I went to a google@work seminar in Dallas last week. It was mostly a sales pitch for Google’s enterprise services, but there were a few interesting bits such as getting a glimpse of Google’s intranet. Another thing stood out that prompted this post. Part of Google’s pitch is that hierarchical organization is dead. More than that, all hierarchical models of organization are bad. Whether it’s directories on your hard disk, folders on your desktop, folders in your email program, categorical tagging of rss feeds, or topical organization of website contents, it’s all bad, bad, bad. The one true way, they claim, is to dump all your data into a single chaotic mess and “embrace the chaos”. By which they mean, of course, purchase Google Enterprise products and services to search for what you need. After all, how else will you ever find what you’re looking for – your data is now lost in the chaotic mess. Asking a company the specializes in searching unorganized data how to organize your data strikes me as being very like asking the barber if you need a haircut. The answer will profit someone but probably not you.

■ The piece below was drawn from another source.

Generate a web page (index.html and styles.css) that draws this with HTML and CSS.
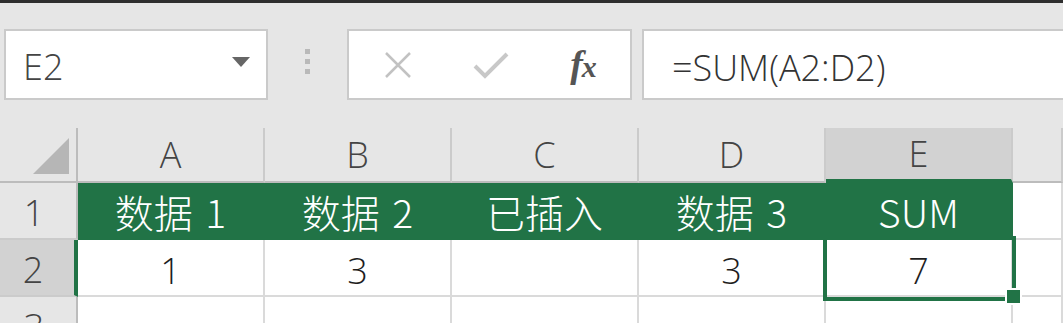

Somewhere, during the powerpoint presentation, was a frame actually titled “Heirarchical organization is dead” and it was illustrated by a full frame image of the Open Directory Project’s index page. The sad thing is not so much that they used this example, but that it was such a powerful example. It generated a fair amount of laughter from the audience as the Google guy talked about how sites like ODP used to think they could manually categorize the Internet. He asked how many of the 100+ people present used (or were even aware of) ODP or similar directories for finding things on the web; no hands were raised. Then he asked how many people used search engines like Google to find things on the web: all hands raised. More laughter.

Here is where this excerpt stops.